You can grab objects and drop them, birds can also carry (and steal) objects, magnets attract objects contained in the same screen, bridges allow you to cross walls (or whatever they are)... All these rules are not broken at any time and lead to a world that, as Tim Schafer says in the Atari 50 Collection, seems alive, that is able to exist even if the player is not present. Thus, birds can carry away a dragon, a key, a magnet attracting a key, or the player can peek sections of the world while traveling defeated in the belly of a dragon. This contributes in two areas: one of wit from being able to use the available elements in our favor to avoid or tackle obstacles, and another of unpredictability, chaos and life, because given the rules the dislocations of all the elements throughout the map during the game are more than certain. There is always a factor that requires improvisation while continuing the discovery.

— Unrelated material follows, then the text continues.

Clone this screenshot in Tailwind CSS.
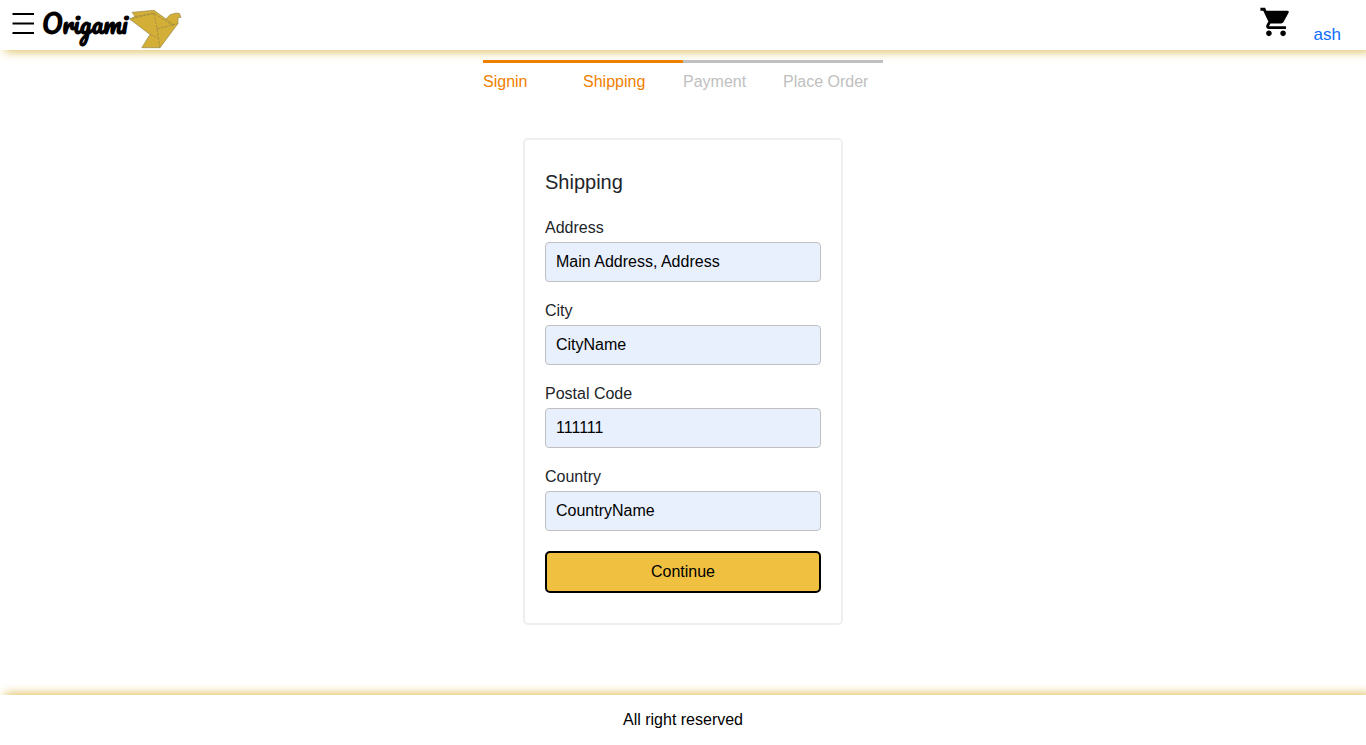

It’s difficult to explain how well Adventure applies multiple abstractions to its advantage since many of them have been irremediably absorbed by everything that would come after. As Terry Cavanagh understood in Mr. Platformer, paying homage to similar early titles such as Atari 2600’s Pitfall or Montezuma’s Revenge, these first videogame steps that began to understand abstraction also began to use it as a liberating language. Where entering through a door into a fortress was teleporting into a labyrinth, moving past the edge of the screen was discovering a new piece of the world and doing so repeatedly on the same side discovered a spatially impossible loop.

It's a process of genuine discovery because it doesn’t attempt to clumsily replicate reality, but rather to discover new ways of navigating, interacting and understanding a world. And in the face of all these new, impossible and abstract forms remains a strong, direct and unmistakable sensation: Adventure.